Fotos (3): Privatarchiv H. R.

Am Abend nach dem Freibad-Ausflug ging unser Klassenlehrer mit uns ins ‚Schlenkerla‘. Das Rauchbier schmeckte mir Nichtraucher seltsam, aber dem nur Tee gewohnten Herrn van der Walde löste es zunächst die Zunge und dann die Beine. Wir kicherten etwas unmännlich. Wenn man jung ist, weiß man nicht wirklich, dass man jung ist; wenn man alt ist, weiß man ganz genau, dass man jung war, früher. Am nächsten Tag, Sonntag, dem 7. Juni 1964, fuhren wir zurück nach Hamburg, im D-Zug, zweiter Klasse.

Foto: Privatarchiv H. R.

20 Kommentare zu “#1.5 Ernst des Lebens

  1. Es ist doch immer wieder interessant, wie unterschiedlich Lebensentwürfe oder Lebenswege sein können. Die obligatorischen Klassentreffen sind der beste Beweis. Oft denke ich „Mein Gott, was muss das für ein trauriges Leben sein“ wenn ich einen alten Kameraden sehe. Und Wahrscheinlich denkt er genauso von mir.

  2. Was waren das für Zeiten, als Kinder sich noch mit ein paar Holzfiguren zu beschäftigen wussten. Heute sind sie alle durch Fernsehen, Playstation und Internet so verwöhnt und verwirrt, dass jede freie Sekunde quälend langweilig wird. Die vielen Möglichkeiten sind wunderbar, aber vielleicht bräuchte es ein Fach „Technologie“ in der Schule oder im Kindergarten.

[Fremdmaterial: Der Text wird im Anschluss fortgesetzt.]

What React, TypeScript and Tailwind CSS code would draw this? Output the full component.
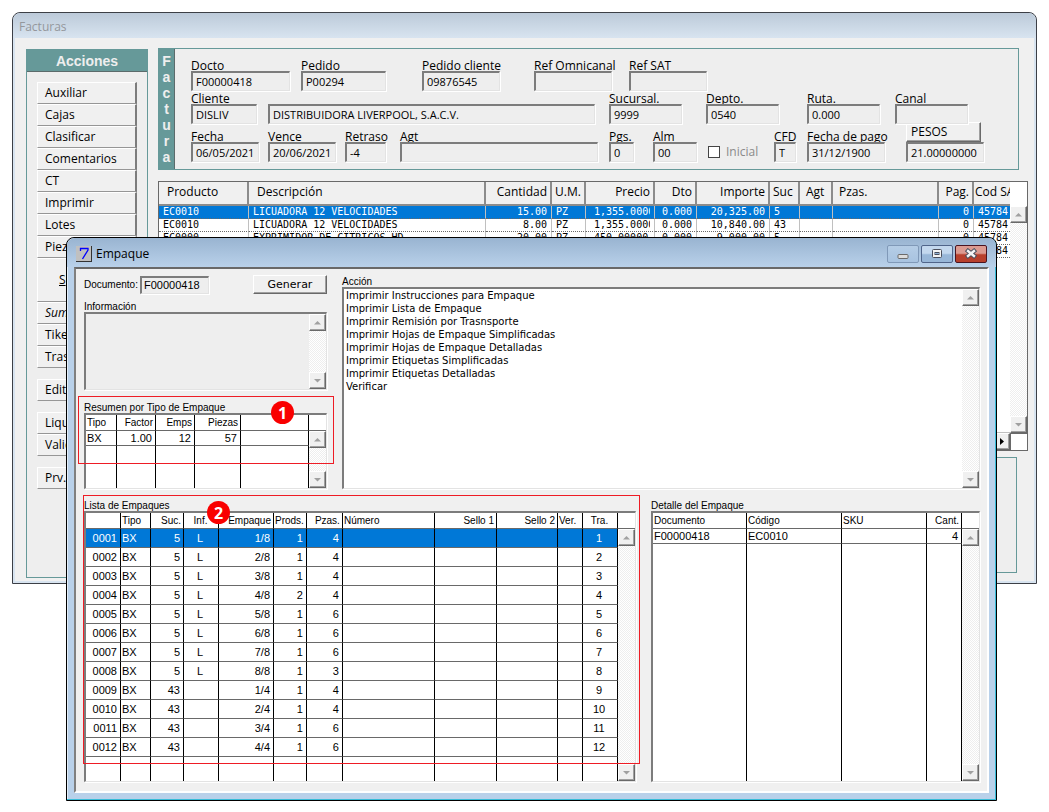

    1. … und Internetkompetenz wird den Kindern bereits in der 7. Klasse beigebracht. Das Fach heißt ITG: Informationstechnologische Grundbildung. Der Appell richtet sich aber auch an die Eltern, die früher oft nicht die Zeit hatten, heute aber eher zu bequem sind, sich mit ihren Kindern zu beschäftigen und auseinanderzusetzen. Wenn die Eltern damals keine Zeit hatten, haben wir (als wir jung waren) uns andere Kinder zum Spielen gesucht oder die Nase ins Buch gesteckt – so kann man auch Abenteuer erleben. Aber es muss jemanden geben, der einem das Tor zu dieser Welt öffnet. Es gibt sie heute noch – und wartet nur darauf, (wieder)entdeckt zu werden.

    2. Wie ich war, als ich jung war, weiß ich ziemlich genau: phantasievoll und unausstehlich. Wie ich in der heutigen Welt Kind wäre? Keine Ahnung! Maschinen statt Märchen. Und fünfzig Jahre später? Da stellt sich doch fast so etwas wie Zufriedenheit ein, dass es war, wie es war.

    3. Frau Reinshagen, was ist denn daran abartig? Ist es nicht die Aufgabe der Erzieher unsere Kinder auf die Welt vorzubereiten? Jedes Kind hat ein Smartphone oder einen Computer zuhause. Warum soll man denn dann nicht auch unterrichten wie damit sicher umzugehen ist?! Das heisst nicht, dass Kinder deshalb nicht mehr im Matsch spielen oder auf Bäume klettern sollen. Ignoranz fördert Bildung bestimmt am wenigsten.

    4. Bei der Erziehung ist es nicht anders als bei der AfD. Man kann entweder nostalgisch zurück schauen oder sich im hier und jetzt mit der Welt auseinandersetzen. Auf Dauer wird nur die zweite Möglichkeit Bestand haben.

  3. „Hans-Dieter brachte frisches Haschisch-Konfekt oder Marihuana-Brösel … und wir wurden trotzdem denkende Menschen.“ Muss man zur immer noch schwelenden Cannabis-Legalisierungsdebatte mehr sagen?

  4. Was wird aus mir in fünfzig Jahren? Was wird aus Deutschland in fünfzig Jahren? Was wird aus unserer Welt in fünfzig Jahren? Klingt erstmal ein bischen pathetisch, ist aber tatsächlich der Ernst des Lebens.

    1. Wer hätte vor fünfzig Jahren gedacht, dass die Welt samt Internet so wird, wie sie jetzt ist? Wer hätte sich vor hundert Jahren ausmalen können, wie sie fünfzig Jahre später sein würde? Keine Spekulationen reichen an die Wirklichkeit heran. Ein Jahr kann man planen, fünfzig Jahre nicht. Abwarten … im Erlebensfalle.

  5. Die Einsicht, dass man nicht mehr jung ist, kommt immer plötzlich. Nichts bereitet einen darauf vor. Schlimm.

    1. Ich halte es ja eher mit Chagall: Die Leute, die nicht zu altern verstehen, sind die gleichen, die nicht verstanden haben, jung zu sein.